Problem-aware searches before people know solutions exist: Someone searching “how to reduce employee turnover” might be perfect for your HR software, but they’re not searching “HR software” yet. Meeting them earlier in the journey builds relationship and authority.
Adjacent category searches: Your product might solve problems in categories you haven’t considered. A project management tool might also serve wedding planners, even if that’s not your core market. These adjacent searches often have lower competition.
Local inventory ads if you have physical presence: Severely underutilized by most retailers, these ads show local product availability and can drive massive foot traffic at lower costs than generic shopping ads.
These strategies require more creative thinking than dumping budget into generic category keywords, but they tap into demand pools your competitors aren’t fighting over. Lower CPCs, less competition, and often higher-quality customers who aren’t just price shopping.
Build for Customer Value, Not Campaign Performance
Here’s a radical idea: structure campaigns around customer segments and lifetime value, not keyword themes or campaign types.

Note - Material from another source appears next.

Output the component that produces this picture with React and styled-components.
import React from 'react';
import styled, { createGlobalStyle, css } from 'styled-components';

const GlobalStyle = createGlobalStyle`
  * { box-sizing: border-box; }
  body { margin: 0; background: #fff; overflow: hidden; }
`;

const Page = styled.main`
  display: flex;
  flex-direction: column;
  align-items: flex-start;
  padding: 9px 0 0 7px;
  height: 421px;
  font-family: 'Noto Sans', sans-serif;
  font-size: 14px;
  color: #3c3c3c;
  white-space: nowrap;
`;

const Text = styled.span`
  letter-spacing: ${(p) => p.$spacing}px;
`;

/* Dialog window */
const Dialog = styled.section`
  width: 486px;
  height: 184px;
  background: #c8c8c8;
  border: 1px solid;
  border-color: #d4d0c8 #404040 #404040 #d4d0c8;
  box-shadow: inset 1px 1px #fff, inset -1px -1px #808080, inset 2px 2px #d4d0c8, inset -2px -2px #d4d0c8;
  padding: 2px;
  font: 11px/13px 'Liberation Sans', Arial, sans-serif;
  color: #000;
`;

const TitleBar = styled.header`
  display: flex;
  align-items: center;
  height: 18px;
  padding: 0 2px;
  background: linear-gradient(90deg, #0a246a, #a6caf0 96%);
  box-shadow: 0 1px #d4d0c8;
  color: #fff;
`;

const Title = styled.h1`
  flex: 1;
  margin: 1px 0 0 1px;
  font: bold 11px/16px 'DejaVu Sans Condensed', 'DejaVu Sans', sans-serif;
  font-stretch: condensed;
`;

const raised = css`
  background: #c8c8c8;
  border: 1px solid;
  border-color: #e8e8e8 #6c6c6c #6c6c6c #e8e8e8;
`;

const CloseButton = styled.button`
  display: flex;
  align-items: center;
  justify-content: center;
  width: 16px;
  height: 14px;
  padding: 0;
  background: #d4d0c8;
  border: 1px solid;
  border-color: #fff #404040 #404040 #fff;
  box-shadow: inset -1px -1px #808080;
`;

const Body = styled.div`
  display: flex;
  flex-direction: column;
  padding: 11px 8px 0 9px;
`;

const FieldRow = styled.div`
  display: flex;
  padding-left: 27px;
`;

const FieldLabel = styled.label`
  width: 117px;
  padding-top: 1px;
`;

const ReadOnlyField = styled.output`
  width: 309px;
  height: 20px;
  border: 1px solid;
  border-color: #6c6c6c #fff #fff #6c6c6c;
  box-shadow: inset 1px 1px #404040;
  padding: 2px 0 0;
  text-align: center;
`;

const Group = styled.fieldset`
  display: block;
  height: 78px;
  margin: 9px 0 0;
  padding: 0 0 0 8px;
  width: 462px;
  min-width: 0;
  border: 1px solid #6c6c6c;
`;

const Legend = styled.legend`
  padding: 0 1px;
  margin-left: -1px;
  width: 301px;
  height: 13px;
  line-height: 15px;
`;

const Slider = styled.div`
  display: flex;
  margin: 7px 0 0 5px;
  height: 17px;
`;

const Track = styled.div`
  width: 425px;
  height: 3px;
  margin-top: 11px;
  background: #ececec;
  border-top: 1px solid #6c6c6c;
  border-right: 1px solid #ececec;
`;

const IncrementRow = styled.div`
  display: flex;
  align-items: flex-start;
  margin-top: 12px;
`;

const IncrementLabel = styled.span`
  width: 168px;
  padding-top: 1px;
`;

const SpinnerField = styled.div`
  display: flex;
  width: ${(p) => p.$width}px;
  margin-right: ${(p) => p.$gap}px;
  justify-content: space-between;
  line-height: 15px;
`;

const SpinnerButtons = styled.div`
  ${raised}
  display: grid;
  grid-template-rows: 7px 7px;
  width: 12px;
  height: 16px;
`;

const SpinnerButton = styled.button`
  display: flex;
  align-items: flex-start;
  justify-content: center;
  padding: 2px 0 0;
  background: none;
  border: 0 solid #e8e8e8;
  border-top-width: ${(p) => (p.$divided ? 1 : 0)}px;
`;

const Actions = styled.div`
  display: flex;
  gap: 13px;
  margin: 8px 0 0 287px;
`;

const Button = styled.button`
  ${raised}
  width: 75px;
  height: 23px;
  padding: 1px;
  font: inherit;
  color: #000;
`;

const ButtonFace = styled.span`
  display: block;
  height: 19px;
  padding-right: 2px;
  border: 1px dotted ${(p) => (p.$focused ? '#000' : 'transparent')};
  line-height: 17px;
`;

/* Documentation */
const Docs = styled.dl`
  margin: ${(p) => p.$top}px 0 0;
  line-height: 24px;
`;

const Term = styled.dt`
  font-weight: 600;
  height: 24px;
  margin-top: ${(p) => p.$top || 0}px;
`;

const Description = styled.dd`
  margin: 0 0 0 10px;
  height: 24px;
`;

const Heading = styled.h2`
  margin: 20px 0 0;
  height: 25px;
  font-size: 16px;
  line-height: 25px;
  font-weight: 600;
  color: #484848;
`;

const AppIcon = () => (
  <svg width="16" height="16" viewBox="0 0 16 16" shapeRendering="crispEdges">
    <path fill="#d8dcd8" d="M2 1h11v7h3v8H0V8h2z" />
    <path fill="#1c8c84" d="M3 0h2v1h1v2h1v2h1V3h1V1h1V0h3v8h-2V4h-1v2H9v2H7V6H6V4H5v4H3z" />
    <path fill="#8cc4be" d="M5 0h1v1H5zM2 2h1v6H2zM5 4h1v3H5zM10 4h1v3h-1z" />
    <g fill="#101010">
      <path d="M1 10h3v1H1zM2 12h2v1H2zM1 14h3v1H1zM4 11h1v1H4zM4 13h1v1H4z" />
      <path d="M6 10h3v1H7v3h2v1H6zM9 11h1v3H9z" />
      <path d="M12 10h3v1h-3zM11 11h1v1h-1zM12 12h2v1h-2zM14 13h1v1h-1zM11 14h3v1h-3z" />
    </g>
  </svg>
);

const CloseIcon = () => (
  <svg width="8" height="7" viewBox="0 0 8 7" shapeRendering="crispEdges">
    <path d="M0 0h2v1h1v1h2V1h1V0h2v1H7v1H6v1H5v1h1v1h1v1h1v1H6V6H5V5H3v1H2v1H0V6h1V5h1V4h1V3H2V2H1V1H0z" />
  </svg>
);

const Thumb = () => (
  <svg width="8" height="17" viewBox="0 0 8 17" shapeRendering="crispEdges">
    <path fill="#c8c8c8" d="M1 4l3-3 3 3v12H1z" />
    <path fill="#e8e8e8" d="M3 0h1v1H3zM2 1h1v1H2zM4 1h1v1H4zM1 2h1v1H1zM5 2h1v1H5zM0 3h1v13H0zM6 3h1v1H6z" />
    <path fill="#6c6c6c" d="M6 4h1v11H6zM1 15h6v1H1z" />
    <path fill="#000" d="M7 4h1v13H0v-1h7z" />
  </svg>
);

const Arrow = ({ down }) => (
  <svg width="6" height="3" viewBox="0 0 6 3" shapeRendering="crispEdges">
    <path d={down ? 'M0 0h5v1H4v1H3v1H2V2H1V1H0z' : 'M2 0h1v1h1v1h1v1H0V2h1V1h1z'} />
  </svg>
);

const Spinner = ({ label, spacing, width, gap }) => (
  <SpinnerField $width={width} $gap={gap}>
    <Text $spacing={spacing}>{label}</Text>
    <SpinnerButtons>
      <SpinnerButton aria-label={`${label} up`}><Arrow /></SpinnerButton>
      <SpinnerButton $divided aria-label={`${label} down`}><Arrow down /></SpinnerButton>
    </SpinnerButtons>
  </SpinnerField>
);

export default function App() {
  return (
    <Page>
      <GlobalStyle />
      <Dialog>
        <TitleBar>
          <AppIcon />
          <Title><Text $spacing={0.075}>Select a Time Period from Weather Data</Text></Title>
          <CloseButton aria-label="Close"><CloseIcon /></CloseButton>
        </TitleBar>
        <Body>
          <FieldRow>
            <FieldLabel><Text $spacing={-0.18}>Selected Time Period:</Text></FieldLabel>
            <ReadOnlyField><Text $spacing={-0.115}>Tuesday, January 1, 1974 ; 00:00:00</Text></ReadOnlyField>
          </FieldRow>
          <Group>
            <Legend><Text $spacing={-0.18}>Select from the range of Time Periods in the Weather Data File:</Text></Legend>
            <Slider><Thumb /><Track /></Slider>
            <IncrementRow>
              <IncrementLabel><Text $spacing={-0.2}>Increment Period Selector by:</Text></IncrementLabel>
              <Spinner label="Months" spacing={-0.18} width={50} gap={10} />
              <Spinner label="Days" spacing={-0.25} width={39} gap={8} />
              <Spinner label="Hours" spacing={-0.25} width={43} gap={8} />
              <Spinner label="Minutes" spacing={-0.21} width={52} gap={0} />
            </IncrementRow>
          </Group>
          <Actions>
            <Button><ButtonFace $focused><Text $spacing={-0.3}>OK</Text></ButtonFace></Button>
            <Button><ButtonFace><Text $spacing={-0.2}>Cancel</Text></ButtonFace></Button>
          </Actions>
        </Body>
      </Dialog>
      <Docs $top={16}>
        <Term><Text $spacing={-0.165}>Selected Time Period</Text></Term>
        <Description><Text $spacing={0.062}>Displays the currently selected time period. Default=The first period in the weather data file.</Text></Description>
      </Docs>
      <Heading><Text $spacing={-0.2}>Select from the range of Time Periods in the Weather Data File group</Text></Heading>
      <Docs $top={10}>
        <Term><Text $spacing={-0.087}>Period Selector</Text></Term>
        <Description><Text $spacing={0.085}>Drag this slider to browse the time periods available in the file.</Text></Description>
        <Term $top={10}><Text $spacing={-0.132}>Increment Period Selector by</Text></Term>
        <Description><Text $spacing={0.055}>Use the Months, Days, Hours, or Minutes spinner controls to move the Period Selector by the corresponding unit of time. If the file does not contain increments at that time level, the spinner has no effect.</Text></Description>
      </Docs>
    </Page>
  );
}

Different customer types have different values to your business-optimize acquisition costs accordingly. We’ll pay 3x more to acquire a customer segment with 5x higher LTV, even if the ROAS looks worse in the Google Ads dashboard.

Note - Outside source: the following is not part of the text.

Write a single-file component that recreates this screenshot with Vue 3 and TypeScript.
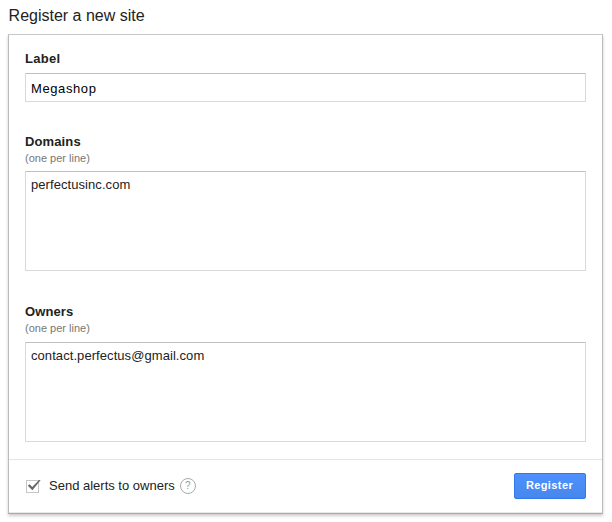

Most agencies optimize every campaign to the same CPA target. If your target CPA is $50, they try to get every campaign to $50 or below. But this ignores the reality that different customers have different values:
- Enterprise customers might have an LTV of $50,000
- SMB customers might have an LTV of $5,000
- Individual consumers might have an LTV of $500
Why would you use the same acquisition cost target for all three? You shouldn’t.
We build campaigns structured around customer segments, with different bid strategies, different creative, and different success metrics for each. The overall portfolio is optimized for profit and growth, not for making every individual campaign hit the same efficiency target.
This approach is harder to report on-your dashboards look messier-but it drives significantly better business results.